Here’s another reproduction, closer to the actual way I encountered the bug. This one is sensitive to the timing of when threads are scheduled. By commenting out the p :blah line you can actually prevent the bug from happening. That makes this bug way more evil and caused me considerable pain.
def callblock; yield; end
a = 1
Object.send :define_method, :x do
p :blah # comment this line out and things will work as expected
begin
callblock do
raise 'blah'
end
rescue
p a
a = 2
p a
end
end
Thread.new{ x(nil) }.join
p a # => 1
Offender #1
eval.c:8626 proc_invoke()
if (_block.frame.argc && DMETHOD_P()) {
NEWOBJ(scope, struct SCOPE);
OBJSETUP(scope, tmp, T_SCOPE);
scope->local_tbl = _block.scope->local_tbl;
scope->local_vars = _block.scope->local_vars;
scope->flags |= SCOPE_CLONE;
_block.scope = scope;
}
If the block being invoked was a block passed to define_method (DMETHOD_P()) and it is being invoked with some number of args other than 0 (_block.frame.argc) then Ruby will “clone” the scope. Effectively, this doesn’t really do much. It creates a new scope struct, but then it points the local vars tables to the exact same place as the original, meaning if you modify a local in this scope, it will be reflected in the original scope. The issue is that it loses the flags of the original scope. We will see why this is important in a second.
Offender #2
eval.c:8214
static void
scope_dup(scope)
struct SCOPE *scope;
{
ID *tbl;
VALUE *vars;
scope->flags |= SCOPE_DONT_RECYCLE;
if (scope->flags & SCOPE_MALLOC) return;
if (scope->local_tbl) {
tbl = scope->local_tbl;
vars = ALLOC_N(VALUE, tbl[0]+1);
*vars++ = scope->local_vars[-1];
MEMCPY(vars, scope->local_vars, VALUE, tbl[0]);
scope->local_vars = vars;
scope->flags |= SCOPE_MALLOC;
}
}
scope_dup will copy the local_vars (local variables’ values) table into a new memory address. Whenever this is done, changes to the variables in this scope will NOT affect the original scope’s variables (unless they are explicitly copied/pointed back). Note that scope_dup will return right away and do nothing if the scope has the SCOPE_MALLOC flag set, which scope_dup sets after duping a scope, effectively making it perform only one dup per scope, even if called multiple times.

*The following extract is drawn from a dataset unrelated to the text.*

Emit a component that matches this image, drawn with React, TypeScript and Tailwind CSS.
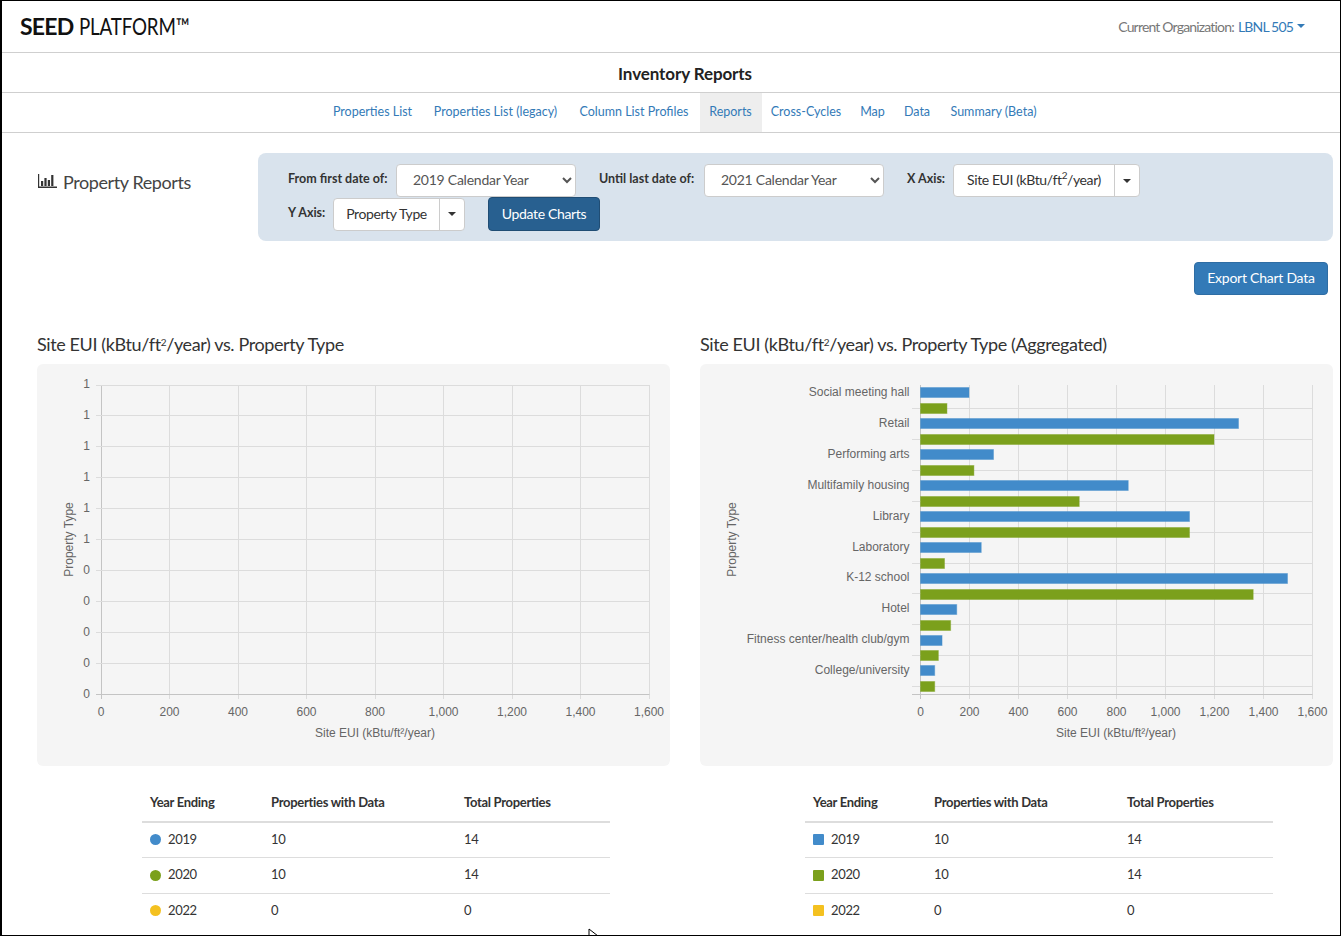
import React from "react";

const ui = { fontFamily: '"Lato", "Liberation Sans", sans-serif' };
const tabs: [string, string][] = [
  ["Properties List", "w-[100px]"],
  ["Properties List (legacy)", "w-[146px]"],
  ["Column List Profiles", "w-[131px]"],
  ["Reports", "w-[62px] bg-[#eeeeee]"],
  ["Cross-Cycles", "w-[89px]"],
  ["Map", "w-[44px]"],
  ["Data", "w-[45px]"],
  ["Summary (Beta)", "w-[108px]"],
];
const BLUE = "#428bca";
const GREEN = "#7ba01c";
const AX = "#666666";
const GRID = "#dcdcdc";
const tickFont = { fontFamily: '"Liberation Sans", Arial, sans-serif', fontSize: 12 };

function Caret() {
  return <span className="w-0 h-0 border-l-[4px] border-r-[4px] border-t-[4px] border-l-transparent border-r-transparent border-t-[#333333]" />;
}

function Split({ label, mainW }: { label: React.ReactNode; mainW: string }) {
  return (
    <div className="flex h-[33px] rounded-[4px] border border-[#cccccc] bg-white text-[14px] text-[#333333]">
      <div className={`${mainW} flex items-center justify-center border-r border-[#cccccc] tracking-[-0.4px] pb-[2px]`}>{label}</div>
      <div className="flex-1 flex items-center justify-center"><Caret /></div>
    </div>
  );
}

function Sel({ value }: { value: string }) {
  return (
    <select defaultValue={value} className="w-[180px] h-[33px] rounded-[4px] border border-[#cccccc] bg-white pl-[12px] pb-[2px] text-[14px] tracking-[-0.25px] text-[#555555]" style={ui}>
      <option>{value}</option>
    </select>
  );
}

function Label({ children }: { children: React.ReactNode }) {
  return <span className="text-[12.5px] font-bold text-[#333333] whitespace-nowrap">{children}</span>;
}

const EUI = <>Site EUI (kBtu/ft<sup className="text-[10px] leading-none">2</sup>/year)</>;

function XTicks({ x0, step, y }: { x0: number; step: number; y: number }) {
  return (
    <>
      {[0, 200, 400, 600, 800, 1000, 1200, 1400, 1600].map((v, i) => (
        <text key={v} x={x0 + i * step} y={y} textAnchor="middle" fill={AX} style={tickFont}>{v.toLocaleString("en-US")}</text>
      ))}
    </>
  );
}

function LeftChart() {
  const xs = Array.from({ length: 9 }, (_, i) => Math.floor(101 + i * 68.5) + 0.5);
  const ys = [385, 415, 446, 477, 508, 539, 570, 601, 632, 663, 694];
  const labels = ["1", "1", "1", "1", "1", "1", "0", "0", "0", "0", "0"];
  return (
    <svg viewBox="37 364 633 402" className="w-[633px] h-[402px] block">
      {xs.map((x, i) => (
        <line key={x} x1={x} x2={x} y1={385} y2={699} stroke={i === 0 ? "#c4c4c4" : GRID} />
      ))}
      {ys.map((y, i) => (
        <line key={y} x1={96} x2={649.5} y1={y + 0.5} y2={y + 0.5} stroke={i === 10 ? "#c4c4c4" : GRID} />
      ))}
      {ys.map((y, i) => (
        <text key={y} x={90} y={388 + i * 31} textAnchor="end" fill={AX} style={tickFont}>{labels[i]}</text>
      ))}
      <XTicks x0={101} step={68.5} y={716} />
      <text x={375} y={737} textAnchor="middle" fill={AX} style={tickFont}>Site EUI (kBtu/ft²/year)</text>
      <text transform="translate(73 539.5) rotate(-90)" textAnchor="middle" fill={AX} style={tickFont}>Property Type</text>
    </svg>
  );
}

const cats: [string, number, number][] = [
  ["Social meeting hall", 200, 110],
  ["Retail", 1300, 1200],
  ["Performing arts", 300, 220],
  ["Multifamily housing", 850, 650],
  ["Library", 1100, 1100],
  ["Laboratory", 250, 100],
  ["K-12 school", 1500, 1360],
  ["Hotel", 150, 125],
  ["Fitness center/health club/gym", 90, 75],
  ["College/university", 60, 60],
];

function RightChart() {
  const x0 = 920.5;
  const step = 49;
  const k = 0.245;
  return (
    <svg viewBox="700 364 633 402" className="w-[633px] h-[402px] block">
      {Array.from({ length: 9 }, (_, i) => (
        <line key={i} x1={x0 + i * step} x2={x0 + i * step} y1={385} y2={699} stroke={i === 0 ? "#c4c4c4" : GRID} />
      ))}
      {cats.map((_, i) => {
        const y = Math.round(408 + i * 30.9) + 0.5;
        return <line key={i} x1={912} x2={1312.5} y1={y} y2={y} stroke={GRID} />;
      })}
      <line x1={912} x2={1312.5} y1={694.5} y2={694.5} stroke="#c4c4c4" />
      {cats.map(([name, a, b], i) => {
        const yA = Math.round(387.3 + i * 30.9) + 0.5;
        const yB = Math.round(403.2 + i * 30.9) + 0.5;
        return (
          <g key={name}>
            <rect x={x0} y={yA} width={a * k - 0.5} height={10} fill={BLUE} stroke={BLUE} strokeOpacity={0.4} />
            <rect x={x0} y={yB} width={b * k - 0.5} height={10} fill={GREEN} stroke={GREEN} strokeOpacity={0.4} />
            <text x={909.5} y={396 + i * 30.9} textAnchor="end" fill={AX} style={tickFont}>{name}</text>
          </g>
        );
      })}
      <XTicks x0={920.5} step={49} y={716} />
      <text x={1116} y={737} textAnchor="middle" fill={AX} style={tickFont}>Site EUI (kBtu/ft²/year)</text>
      <text transform="translate(736 539.5) rotate(-90)" textAnchor="middle" fill={AX} style={tickFont}>Property Type</text>
    </svg>
  );
}

function Stats({ square }: { square?: boolean }) {
  const rows: [string, string, string, string][] = [
    ["bg-[#428bca]", "2019", "10", "14"],
    ["bg-[#7ba01c]", "2020", "10", "14"],
    ["bg-[#f4c120]", "2022", "0", "0"],
  ];
  return (
    <table className="ml-[105px] mt-[19px] w-[468px] table-fixed border-collapse text-[13px] text-[#333333]">
      <thead>
        <tr className="h-[37px] border-b-2 border-[#dddddd] text-left tracking-[-0.3px]">
          <th className="w-[121px] pl-[8px] font-bold">Year Ending</th>
          <th className="w-[193px] pl-[8px] font-bold">Properties with Data</th>
          <th className="pl-[8px] font-bold">Total Properties</th>
        </tr>
      </thead>
      <tbody className="tracking-[-0.35px]">
        {rows.map(([c, y, a, b], i) => (
          <tr key={y} className={`${i === 1 ? "h-[36px]" : "h-[35px]"} ${i < 2 ? "border-b border-[#dddddd]" : ""}`}>
            <td className="pl-[8px]">
              <span className="flex items-center gap-[7px]">
                <span className={`w-[11px] h-[11px] ${square ? "rounded-[1px]" : "rounded-full"} ${c}`} />
                {y}
              </span>
            </td>
            <td className="pl-[8px]">{a}</td>
            <td className="pl-[8px]">{b}</td>
          </tr>
        ))}
      </tbody>
    </table>
  );
}

export default function App() {
  return (
    <div className="relative w-[1341px] h-[936px] overflow-hidden border border-l-2 border-black bg-white" style={ui}>
      <header className="h-[52px] border-b border-[#cfcfcf] flex items-center justify-between pl-[18px] pr-[35px]">
        <div className="flex text-[23px] text-[#111111] leading-none pb-[1px] whitespace-nowrap">
          <span className="font-bold tracking-[-0.8px] w-[59px]">SEED</span>
          <span className="inline-block origin-left scale-x-[0.815] tracking-[-0.2px]">PLATFORM™</span>
        </div>
        <div className="flex items-center gap-[4px] text-[14px] pb-[1px] tracking-[-0.82px]">
          <span className="text-[#777777]">Current Organization:</span>
          <span className="text-[#337ab7]">LBNL 505</span>
          <span className="w-0 h-0 border-l-[4px] border-r-[4px] border-t-[4px] border-l-transparent border-r-transparent border-t-[#337ab7]" />
        </div>
      </header>
      <div className="h-[40px] border-b border-[#cfcfcf] pl-[28px] pt-[2px] flex items-center justify-center text-[17px] font-bold text-[#222222] tracking-[-0.1px]">
        Inventory Reports
      </div>
      <nav className="h-[40px] border-b border-[#cfcfcf] pl-[28px] flex justify-center text-[12.5px] text-[#337ab7]">
        {tabs.map(([t, c]) => (
          <div key={t} className={`${c} h-full flex items-center justify-center whitespace-nowrap`}>{t}</div>
        ))}
      </nav>
      <main className="pl-[35px] pr-[7px]">
        <div className="flex pt-[20px]">
          <div className="w-[221px] flex items-start gap-[6px] pt-[19px]">
            <svg width="20" height="16" viewBox="0 0 20 16" className="mt-[1px] shrink-0" fill="#333333">
              <path d="M1 1h1.2v12.6H20V15H1z" />
              <rect x="4" y="8" width="2.2" height="5" />
              <rect x="7.4" y="5" width="2.2" height="8" />
              <rect x="10.8" y="7" width="2.2" height="6" />
              <rect x="14.2" y="2" width="2.2" height="11" />
            </svg>
            <span className="text-[18px] text-[#444444] leading-[20px] tracking-[-0.4px] whitespace-nowrap">Property Reports</span>
          </div>
          <div className="w-[1075px] h-[88px] rounded-[8px] bg-[#d9e3ed] pl-[30px] pt-[11px]">
            <div className="flex items-center h-[33px]">
              <div className="w-[108px] pb-[8px]"><Label>From first date of:</Label></div>
              <Sel value="2019 Calendar Year" />
              <div className="w-[128px] pl-[23px] pb-[8px]"><Label>Until last date of:</Label></div>
              <Sel value="2021 Calendar Year" />
              <div className="w-[69px] pl-[23px] pb-[8px]"><Label>X Axis:</Label></div>
              <div className="w-[187px]"><Split label={EUI} mainW="w-[161px]" /></div>
            </div>
            <div className="flex items-center h-[34px]">
              <div className="w-[45px] pb-[6px]"><Label>Y Axis:</Label></div>
              <div className="w-[132px]"><Split label="Property Type" mainW="w-[106px]" /></div>
              <button className="ml-[23px] w-[112px] h-[34px] pb-[2px] rounded-[4px] border border-[#204d74] bg-[#286090] text-white text-[14px] tracking-[-0.35px]">Update Charts</button>
            </div>
          </div>
        </div>
        <div className="flex justify-end mt-[21px] pr-[5px]">
          <button className="w-[134px] h-[33px] pb-[2px] rounded-[4px] border border-[#2e6da4] bg-[#337ab7] text-white text-[14px] tracking-[-0.25px]">Export Chart Data</button>
        </div>
        <div className="grid grid-cols-[633px_633px] gap-x-[30px] mt-[36px]">
          <div>
            <h3 className="h-[33px] text-[18px] leading-[26px] text-[#333333] tracking-[-0.39px]">{EUI} vs. Property Type</h3>
            <div className="h-[402px] rounded-[6px] bg-[#f5f5f5] overflow-hidden"><LeftChart /></div>
            <Stats />
          </div>
          <div>
            <h3 className="h-[33px] text-[18px] leading-[26px] text-[#333333] tracking-[-0.39px]">{EUI} vs. Property Type (Aggregated)</h3>
            <div className="h-[402px] rounded-[6px] bg-[#f5f5f5] overflow-hidden"><RightChart /></div>
            <Stats square />
          </div>
        </div>
      </main>
      <svg width="10" height="14" viewBox="0 0 10 14" className="absolute left-[586px] top-[927px]">
        <path d="M1 1v11l3-3 2 4 2-1-2-4h4z" fill="#ffffff" stroke="#000000" strokeWidth="1" />
      </svg>
    </div>
  );
}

Offender #1 + Offender #2 = fail
Each of these pieces of code by themselves will not cause the bug to occur. But put them together, specifically the scope cloning conditional and then the scope_dup function, and voila, your weekend has become an MRI debug session.
The issue is that the proc_invoke() scope cloning conditional will not copy the parent scope’s SCOPE_MALLOC flag. Which means if you call scope_dup on a cloned scope you will end up duping the local variables even if they had already been duped once before. Essentially you will end up duping a scope’s local variables twice, which means the parent scope’s variables will not be affected at all by changes to the current scope’s local variables.
Solution
If we just copy the SCOPE_MALLOC flag when cloning a scope all our problems are solved:
...
scope->local_vars = _block.scope->local_vars;
scope->flags |= SCOPE_CLONE;
scope->flags |= (_block.scope->flags & SCOPE_MALLOC); // add this line
_block.scope = scope;
}
This way if a duped scope is cloned then duped, the local var tables will still be pointing to the same place.
By itself this actually causes ruby to segfault due to multiple free()s on the same memory.
gc.c:1271
if (!(RANY(obj)->as.scope.flags & SCOPE_CLONE) && vars[0] == 0)
RUBY_CRITICAL(free(RANY(obj)->as.scope.local_tbl));
if (RANY(obj)->as.scope.flags & SCOPE_MALLOC))
RUBY_CRITICAL(free(vars)); // double free segfault here!
We can modify the second conditional to make sure the scope doesn’t have the SCOPE_CLONE flag before free()ing.
if (!(RANY(obj)->as.scope.flags & SCOPE_CLONE) && vars[0] == 0)
RUBY_CRITICAL(free(RANY(obj)->as.scope.local_tbl));
if (RANY(obj)->as.scope.flags & SCOPE_MALLOC)) && !(RANY(obj)->as.scope.flags & SCOPE_CLONE))
RUBY_CRITICAL(free(vars));
Conclusion
I’m not sure if this is the best solution. I’m not even sure what the scope cloning conditional is needed for. I can’t think of a reason why you would need to make some modification to the scope of a block passed to define_method called with 1 or more arguments, which you wouldn’t need to make if it were called with 0 arguments. There probably is some reason though, and it’d be nice if someone could point out what it is. Also I’m not sure if it might be better to just copy all the scope flags instead of just the SCOPE_MALLOC one.
Also, I’m definitely not an expert on the internals of MRI so it’s possible this solution actually causes some other bugs.
Here’s the patch
1.8.7 and 1.9
This bug also occurs in 1.8.7 but not in 1.9.